Now, a slight divergement: KoL as a game is very simple. It's a satiristic slightly multiplayer RPG, with thirteen levels of content and a few sidequests. What happens when you do all 13 and are done with the main quest? You either putter around and do the very limited postgame content or you 'ascend,' resetting your character but carrying over a single learned skill to your next life.

This has caused the entire metagame to center around ascending multiple times, to obtain every skill in the interests of making future ascensions easier and -- more importantly -- faster.

Now, why am I saying this? The item introduced in the Mr. A store every month is always either near-useless for the metagame (resulting in less income) or is vital for faster ascensions, requiring nearly every player interested in playing the fastest to pick one up.

That's only exacerbated by the fact that half of the time the items are untradable and locked in to an account after using them, meaning that you either pick it up while it's in the store or wait and spend even more once it's out, relying on the community's stockpile.

I don't really agree with the idea that KoL's micropayment system is great.
posted by flatluigi at 9:48 AM on March 3, 2011


"Scrolls is hardly a reduction of effort or a change in focus."

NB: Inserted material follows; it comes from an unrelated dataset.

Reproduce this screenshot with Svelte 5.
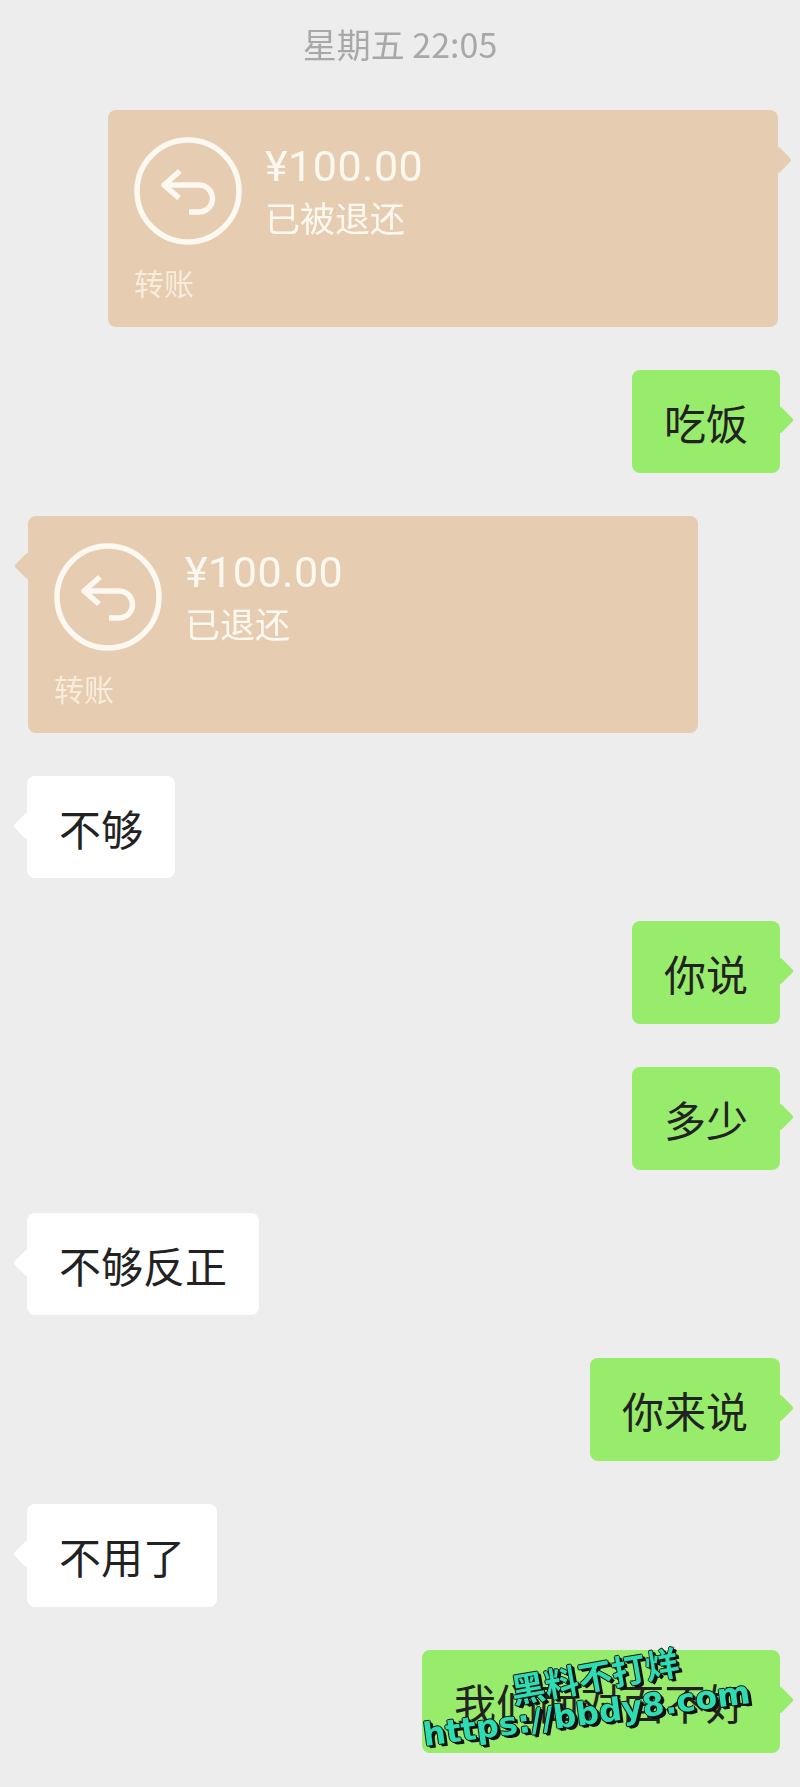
<script lang="ts">
  type Msg = { side: "left" | "right"; text: string };
  type Item = Msg | { side: "left" | "right"; refund: string };

  const items: Item[] = [
    { side: "right", refund: "已被退还" },
    { side: "right", text: "吃饭" },
    { side: "left", refund: "已退还" },
    { side: "left", text: "不够" },
    { side: "right", text: "你说" },
    { side: "right", text: "多少" },
    { side: "left", text: "不够反正" },
    { side: "right", text: "你来说" },
    { side: "left", text: "不用了" },
    { side: "right", text: "我们面对面不好" }
  ];
</script>

<div class="page">
  <div class="chat">
    <div class="time">星期五 22:05</div>
    <div class="list">
      {#each items as item}
        <div class="row {item.side}">
          {#if "refund" in item}
            <div class="bubble card">
              <div class="card-top">
                <svg class="icon" viewBox="0 0 108 108" fill="none" stroke="#fdf8f0" stroke-width="5.5">
                  <circle cx="54" cy="54" r="51" />
                  <path d="M46 34 L30 48 L45 61 M30 48 H65 A13.5 13.5 0 0 1 65 75 H55" stroke-linejoin="round" />
                </svg>
                <div class="card-info">
                  <div class="amount">¥100.00</div>
                  <div class="status">{item.refund}</div>
                </div>
              </div>
              <div class="card-label">转账</div>
            </div>
          {:else}
            <div class="bubble {item.side === 'right' ? 'green' : 'white'}">{item.text}</div>
          {/if}
        </div>
      {/each}
    </div>
  </div>

  <div class="mark mark-cn">黑料不打烊</div>
  <div class="mark mark-url">https://bbdy8.com</div>
</div>

<style>
  :global(body) {
    margin: 0;
    background: #ededed;
  }
  .page {
    position: relative;
    width: 800px;
    height: 1787px;
    overflow: hidden;
    background: #ededed;
    font-family: "Noto Sans CJK SC", sans-serif;
  }
  .chat {
    filter: blur(0.5px);
  }
  .time {
    height: 88px;
    padding-bottom: 22px;
    line-height: 88px;
    text-align: center;
    font-size: 34px;
    color: #a8a8a8;
  }
  .list {
    display: flex;
    flex-direction: column;
    gap: 43px;
  }
  .row {
    display: flex;
  }
  .row.left {
    justify-content: flex-start;
    padding-left: 27px;
  }
  .row.right {
    justify-content: flex-end;
    padding-right: 20px;
  }
  .bubble {
    position: relative;
    box-sizing: border-box;
    height: 102.7px;
    padding: 0 32px;
    display: flex;
    align-items: center;
    border-radius: 8px;
    font-size: 42px;
    color: #222;
  }
  .bubble::after {
    content: "";
    position: absolute;
    top: 40px;
    width: 20px;
    height: 20px;
    border-radius: 3px;
    background: inherit;
    transform: rotate(45deg);
  }
  .left .bubble::after {
    left: -10px;
  }
  .right .bubble::after {
    right: -10px;
  }
  .white {
    background: #fff;
  }
  .green {
    background: #98ec6b;
  }
  .card {
    width: 670px;
    height: 217px;
    padding: 27px 26px 0;
    display: block;
    background: #e6cdb1;
    color: #fdf8f0;
  }
  .right .card {
    margin-right: 2px;
  }
  .left .card {
    margin-left: 1px;
  }
  .card-top {
    display: flex;
    gap: 23px;
  }
  .icon {
    width: 108px;
    height: 108px;
    flex: none;
  }
  .card-info {
    padding-top: 2px;
  }
  .amount {
    font-family: Roboto, sans-serif;
    font-size: 43px;
    line-height: 55px;
    letter-spacing: 0.5px;
  }
  .status {
    font-size: 35px;
    line-height: 45px;
  }
  .card-label {
    margin-top: 15px;
    font-size: 30px;
    line-height: 44px;
    color: #f9ecdc;
  }
  .mark {
    position: absolute;
    white-space: nowrap;
    font-weight: 700;
    color: #2edcb2;
    text-shadow: 1px 0 0 #111, -1px 0 0 #111, 0 1px 0 #111, 0 -1px 0 #111, 2px 2px 0 #111, 3px 3px 0 #111;
    transform-origin: left center;
  }
  .mark-cn {
    left: 511px;
    top: 1668px;
    font-size: 34px;
    line-height: 44px;
    transform: rotate(-10deg);
  }
  .mark-url {
    left: 423px;
    top: 1713px;
    font-family: "DejaVu Sans", sans-serif;
    font-size: 32px;
    line-height: 44px;
    transform: rotate(-7.5deg);
  }
</style>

...other than the fact that money that was given in the hope of supporting the further development of Minecraft is now being diverted to a completely different project, and time and developer hours that would otherwise go into Minecraft's development are similarly being diverted.

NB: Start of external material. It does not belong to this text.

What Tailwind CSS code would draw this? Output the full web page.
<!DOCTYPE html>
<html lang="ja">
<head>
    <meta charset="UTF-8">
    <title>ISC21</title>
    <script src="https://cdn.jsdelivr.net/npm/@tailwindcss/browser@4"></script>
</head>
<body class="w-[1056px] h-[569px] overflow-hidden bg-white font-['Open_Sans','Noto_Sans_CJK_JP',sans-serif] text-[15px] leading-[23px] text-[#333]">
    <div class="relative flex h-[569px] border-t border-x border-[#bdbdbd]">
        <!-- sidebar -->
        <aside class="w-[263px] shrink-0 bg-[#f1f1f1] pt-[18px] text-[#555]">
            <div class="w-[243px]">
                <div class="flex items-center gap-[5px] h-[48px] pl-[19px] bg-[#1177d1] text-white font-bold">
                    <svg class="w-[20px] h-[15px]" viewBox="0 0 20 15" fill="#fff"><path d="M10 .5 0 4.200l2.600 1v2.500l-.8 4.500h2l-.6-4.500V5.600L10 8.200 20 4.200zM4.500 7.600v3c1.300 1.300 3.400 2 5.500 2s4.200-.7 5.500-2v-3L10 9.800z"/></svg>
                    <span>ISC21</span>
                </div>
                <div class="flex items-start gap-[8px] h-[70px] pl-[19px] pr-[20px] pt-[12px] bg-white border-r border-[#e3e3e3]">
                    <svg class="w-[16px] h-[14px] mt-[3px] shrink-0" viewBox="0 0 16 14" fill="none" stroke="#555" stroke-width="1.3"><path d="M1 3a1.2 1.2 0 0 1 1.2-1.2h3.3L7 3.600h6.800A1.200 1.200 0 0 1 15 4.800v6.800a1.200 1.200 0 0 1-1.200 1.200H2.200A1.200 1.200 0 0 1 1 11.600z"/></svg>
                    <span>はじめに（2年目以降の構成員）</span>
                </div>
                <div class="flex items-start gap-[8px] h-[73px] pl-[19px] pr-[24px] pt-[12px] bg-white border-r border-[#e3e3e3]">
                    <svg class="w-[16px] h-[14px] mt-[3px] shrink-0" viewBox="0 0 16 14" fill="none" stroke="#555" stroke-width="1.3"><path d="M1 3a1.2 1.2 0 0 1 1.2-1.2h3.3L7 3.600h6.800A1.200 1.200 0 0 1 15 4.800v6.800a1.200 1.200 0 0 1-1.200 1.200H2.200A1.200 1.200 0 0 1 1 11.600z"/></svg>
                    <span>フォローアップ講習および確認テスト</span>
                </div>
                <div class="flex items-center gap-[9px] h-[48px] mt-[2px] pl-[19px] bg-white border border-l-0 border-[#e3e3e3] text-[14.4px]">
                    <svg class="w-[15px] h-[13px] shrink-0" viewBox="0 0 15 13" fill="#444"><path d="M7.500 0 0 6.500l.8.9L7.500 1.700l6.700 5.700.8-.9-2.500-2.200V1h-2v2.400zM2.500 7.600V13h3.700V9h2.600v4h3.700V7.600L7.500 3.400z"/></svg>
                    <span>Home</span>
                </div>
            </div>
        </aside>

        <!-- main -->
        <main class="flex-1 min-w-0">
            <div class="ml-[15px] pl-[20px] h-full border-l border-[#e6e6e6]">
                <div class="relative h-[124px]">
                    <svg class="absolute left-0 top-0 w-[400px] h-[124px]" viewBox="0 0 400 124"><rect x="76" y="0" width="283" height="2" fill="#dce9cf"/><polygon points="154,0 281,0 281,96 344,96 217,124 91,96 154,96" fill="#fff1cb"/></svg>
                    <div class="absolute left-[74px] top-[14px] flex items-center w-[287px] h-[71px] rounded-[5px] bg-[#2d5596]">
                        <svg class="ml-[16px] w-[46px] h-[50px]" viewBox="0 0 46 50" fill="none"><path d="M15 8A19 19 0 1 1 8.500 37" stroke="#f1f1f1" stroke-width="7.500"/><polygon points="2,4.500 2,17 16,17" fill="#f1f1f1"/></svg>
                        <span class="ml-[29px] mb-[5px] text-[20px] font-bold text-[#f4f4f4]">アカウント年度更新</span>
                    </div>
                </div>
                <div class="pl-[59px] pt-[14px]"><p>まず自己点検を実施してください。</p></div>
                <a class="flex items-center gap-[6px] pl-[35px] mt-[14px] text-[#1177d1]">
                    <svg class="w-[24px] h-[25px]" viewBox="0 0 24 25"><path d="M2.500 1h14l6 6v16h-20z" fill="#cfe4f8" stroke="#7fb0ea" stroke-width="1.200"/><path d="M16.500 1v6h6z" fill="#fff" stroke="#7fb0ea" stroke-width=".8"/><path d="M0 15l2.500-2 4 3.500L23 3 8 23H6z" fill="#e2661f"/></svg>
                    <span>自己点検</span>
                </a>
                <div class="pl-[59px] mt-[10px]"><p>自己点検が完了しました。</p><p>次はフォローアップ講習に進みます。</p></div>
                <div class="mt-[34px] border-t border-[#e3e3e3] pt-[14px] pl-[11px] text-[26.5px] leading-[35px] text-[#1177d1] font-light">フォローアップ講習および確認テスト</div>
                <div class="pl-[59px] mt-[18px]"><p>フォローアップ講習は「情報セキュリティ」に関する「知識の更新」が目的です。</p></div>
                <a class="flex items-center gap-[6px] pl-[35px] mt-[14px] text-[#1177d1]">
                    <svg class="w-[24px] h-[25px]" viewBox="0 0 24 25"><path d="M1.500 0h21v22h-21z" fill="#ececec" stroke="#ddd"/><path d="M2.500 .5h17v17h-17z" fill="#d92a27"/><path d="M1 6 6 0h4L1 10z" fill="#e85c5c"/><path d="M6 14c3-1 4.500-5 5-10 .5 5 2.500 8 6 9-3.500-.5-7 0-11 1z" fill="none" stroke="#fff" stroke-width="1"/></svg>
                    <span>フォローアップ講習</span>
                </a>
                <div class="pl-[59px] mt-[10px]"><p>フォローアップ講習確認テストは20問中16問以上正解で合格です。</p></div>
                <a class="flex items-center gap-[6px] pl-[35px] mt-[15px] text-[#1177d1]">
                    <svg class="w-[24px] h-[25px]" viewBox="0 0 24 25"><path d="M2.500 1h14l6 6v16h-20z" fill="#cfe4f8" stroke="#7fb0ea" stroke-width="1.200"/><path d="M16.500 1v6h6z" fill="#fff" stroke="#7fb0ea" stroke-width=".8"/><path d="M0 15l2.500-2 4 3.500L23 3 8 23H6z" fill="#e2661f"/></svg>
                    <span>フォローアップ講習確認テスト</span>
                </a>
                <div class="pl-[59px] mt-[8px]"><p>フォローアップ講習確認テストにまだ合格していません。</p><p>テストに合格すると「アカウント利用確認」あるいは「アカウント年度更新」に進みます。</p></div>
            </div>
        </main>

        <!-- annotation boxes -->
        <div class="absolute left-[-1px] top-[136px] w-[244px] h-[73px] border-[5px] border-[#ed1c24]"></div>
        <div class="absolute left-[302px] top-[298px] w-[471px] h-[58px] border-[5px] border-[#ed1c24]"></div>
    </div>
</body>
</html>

So, yes, it can be seen as a bit of a betrayal, and a bit of a diversion, but not a grand betrayal and grand diversion. Yet.
posted by markkraft at 6:19 PM on March 3, 2011


Did the people who bought Half-Life expect that Valve would spend the rest of its career putting out expansions? Geez.
posted by LogicalDash at 7:13 PM on March 3, 2011


money that was given in the hope of supporting the further development of Minecraft is now being diverted to a completely different project

No one gave money to support Minecraft. They bought a game and the developer is free to use the profits from that sale however he wishes.

time and developer hours that would otherwise go into Minecraft's development are similarly being diverted

No, it's not. Notch never suggested he would hire a big team of developers to make Minecraft if he got lots of money. It was always sold as a game developed by one man. Now he's got two or more people working on it.

Clearly, Notch has enough money to hire as many people as he wants to help him work on Minecraft. He's done that. He's got the team he wants. Whether or not he uses the remaining money to fund new games like Scrolls, the effort going into Minecraft is going to be the same.
posted by straight at 11:11 PM on March 3, 2011


Did the people who bought Half-Life expect that Valve would spend the rest of its career putting out expansions?

No, but I fucking well expect them to release Episode 3 eventually. You hear me, Gabe?!
posted by adamdschneider at 7:34 AM on March 4, 2011 [1 favorite]




Speaking of KoL and such, I have some Godville invites (4, to be precise) to share with my MeFi buddies. Just MeMail me if interested.